Many tags, including channel fields of the “date” type, are designed to display dates and times. The output of these tags can be formatted so that the date and time appear in the manner you wish. This includes the format of the date, a fixed timezone, and relative date options.

Standard Dates

Parameters

format=

The format= parameter enables you to format the date using the Date Formatting Codes listed below. Each code letter is always preceded by a percent sign. The example:

{current_time format="%F %d %Y"}

would be rendered like this:

January 15 2006

You are allowed to use any character you want within the format parameter, except a percent sign. For example, this:

{current_time format="%D, %F %d, %Y - %g:%i:%s"}

Would be rendered like this:

Mon, January 15, 2006 - 10:23:45
Date Formatting Codes

If you are familiar with PHP, then these will look remarkably similar

Variable Description Sample Rendering
Seconds
%s seconds “00” to “59”
%U seconds since the epoch  
%u Microseconds (always 000000, see note, below) “000000”
Minutes
%i minutes “00” - “59”
Hours
%g hour, 12-hour format without leading zeros “1” to “12”
%G hour, 24-hour format without leading zeros “0” to “23”
%h hour, 12-hour format “01” to “12”
%H hour, 24-hour format “00” to “23”
AM / PM
%a   “am” / “pm”
%A   “AM” / “PM”
Day
%d day of the month, 2 digits with leading zeros “01” to “31”
%D day of the week, textual, 3 letters “Fri”
%j day of the month without leading zeros “1” to “31”
%l (lowercase ‘L’) - day of the week, textual, long “Friday”
%w day of the week, numeric “0” (Sunday) to “6” (Saturday)
%N ISO-8601 numeric representation of the day of the week, numeric “1” (Monday) to “7” (Sunday)
Week
%W ISO-8601 week number of year, weeks starting on Monday “42”: the 42nd week in the year
Month
%m month “01” to “12”
%M month, textual, 3 letters “Jan”
%F month, textual, long “January”
%n month without leading zeros “1” to “12”
%t number of days in the given month “28” to “31”
Year
%L boolean for whether it is a leap year “0” or “1”
%o ISO-8601 year number.
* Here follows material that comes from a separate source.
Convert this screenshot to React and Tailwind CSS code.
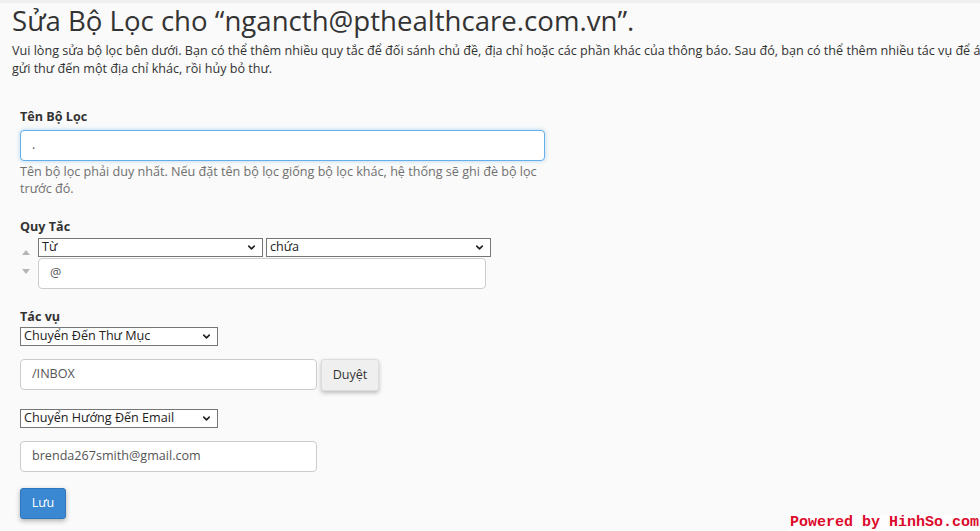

This has the same value as Y, except that if the ISO week number (W) belongs to the previous or next year, that year is used instead. “1999” or “2003”
%y year, 2 digits “99”
%Y year, 4 digits “1999”
%z day of the year “0” to “365”
Other
%B Swatch Internet time  
%e Timezone identifier UTC, GMT, Atlantic/Azores
%I (capital i) “1” if Daylight Saving Time, “0” otherwise
%O Difference to Greenwich time (GMT) in hours “-0500”
%P Difference to Greenwich time (GMT) with colon between hours and minutes “-05:00”
%c ISO 8601 date 2004-02-12T15:19:21+00:00
%r RFC 2822 formatting “Thu, 21 Dec 2000 16:01:07 +0200”
%S English ordinal suffix, 2 characters “th”, “nd”
%T Time zone setting of this machine MDT
%Z time zone offset in seconds. The offset for time zones west of UTC is always negative, and for those east of UTC is always positive. “-43200” to “43200”

Note

Dates in ExpressionEngine are most often stored as integers, which translate to whole seconds. So as with PHP’s own date() function, u isn’t a particularly useful formatting code in this context, and will always output 000000 for microseconds.

Date Formatting Constants

You may also use the pre-defined Date Formatting Constants listed below for easy access to some standard format strings. For example, this:

{current_time format="{DATE_ATOM}"}

Would be rendered like this:

2006-01-15T20:23:45-06:00

Available pre-defined formatting strings are described in the table below.

Date Formatting Constants
Variable Equivalent Sample Rendering
{DATE_ATOM} %Y-%m-%dT%H:%i:%s%Q 2006-10-16T08:19:39-06:00
{DATE_COOKIE} %l, %d-%M-%y %H:%i:%s UTC Monday, 16-Oct-06 08:19:39 UTC
{DATE_ISO8601} %Y-%m-%dT%H:%i:%s%Q 2006-10-16T08:19:39-05:00
{DATE_RFC822} %D, %d %M %y %H:%i:%s %O Mon, 16 Oct 06 08:19:39 -0500
{DATE_RFC850} %l, %d-%M-%y %H:%i:%s UTC Monday, 16-Oct-06 08:10:19 UTC
{DATE_RFC1036} %D, %d %M %y %H:%i:%s %O Mon, 16 Oct 06 08:19:39 -0500
{DATE_RFC1123} %D, %d %M %Y %H:%i:%s %O Mon, 16 Oct 2006 08:19:39 -0500
{DATE_RFC2822} %D, %d %M %Y %H:%i:%s %O Mon, 16 Oct 2006 08:19:39 -0500
{DATE_RSS} %D, %d %M %Y %H:%i:%s %O Mon, 16 Oct 2006 08:19:39 -0500
{DATE_W3C} %Y-%m-%dT%H:%i:%s%Q 2006-10-16T08:19:39-06:00

timezone=

The timezone= parameter will convert the date to the specified timezone:

timezone="America/Los_Angeles"

This will override the timezone specified in the localization settings in the control panel, and the member’s localization settings. PHP.net has a list of supported timezones.

Relative Dates

Relative dates are always a string indicating the difference between the date and right now. By default the number of years, months, weeks, days, hours, minutes, and seconds are calculated, and the first non zero unit is displayed. Control over which units are calculated, how many units are used in the display, and determining when to stop showing a relative date are available.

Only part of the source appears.